At the opening-night performance, Kelly abruptly left the stage after telling the audience he saw two men in the crowd with guns.
Kelly says that backstage a short time later, a member of Jay-Z’s entourage sprayed him and three of his bodyguards in the face with pepper spray.
A security sweep of the arena failed to find any weapons, and the show resumed without problems as Jay-Z performed with guests Usher and Mary J. Blige.
Jay-Z issued a statement through his record label, Island Def Jam, saying it was Kelly who created a “dangerous situation” by claiming to have seen guns in the audience. The statement said it was “the equivalent of screaming ‘fire’ in a crowded theater.”
Kelly’s complaint was brought Nov. 1 in State Supreme Court in Manhattan. On Oct. 30 and Nov. 1, Jay-Z returned to Madison Square Garden to perform without Kelly. That wrapped up a three-night stand that grossed $3.2 million.
THE NEW TOUR
Jay-Z has continued to perform on his own with special guests, including a Halloween show at the Continental Airlines Arena in East Rutherford, N.J.

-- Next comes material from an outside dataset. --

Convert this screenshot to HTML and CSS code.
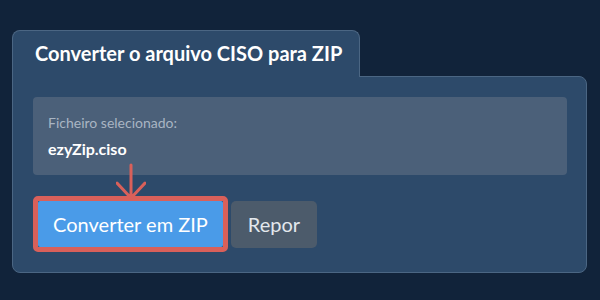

The Jersey show featured Blige, P. Diddy, Kanye West, Slick Rick and others. Continental Airlines Arena general manager Ron Vandeveen says there were relatively few requests for refunds at the sold-out show.
The efforts of Jay-Z, who has a solid reputation in the touring industry, may lessen the blow for hip-hop tours, which seldom live up to the genre’s retail clout and have been plagued with a negative reputation, though it is often unwarranted.
With 50 Cent and Eminem
off the road, the Jay-Z/R. Kelly outing represented one of the best opportunities for an R&B/hip-hop bill to rank among the year’s top tours. The 19 shows reported to Billboard thus far grossed about $13 million.
If that pace had been maintained through the course of 40 dates, Jay-Z and R. Kelly could have grossed close to $30 million. By comparison, Usher took in $30 million from 42 shows, and the Beyonce-headlined Ladies First tour grossed $20.1 million, according to Billboard Boxscore.
Meanwhile, Jay-Z and company will soldier on and perform a total of 18 dates under the banner of Jay-Z & Friends. The tour will end Nov. 27 at the Thomas & Mack Center in Las Vegas.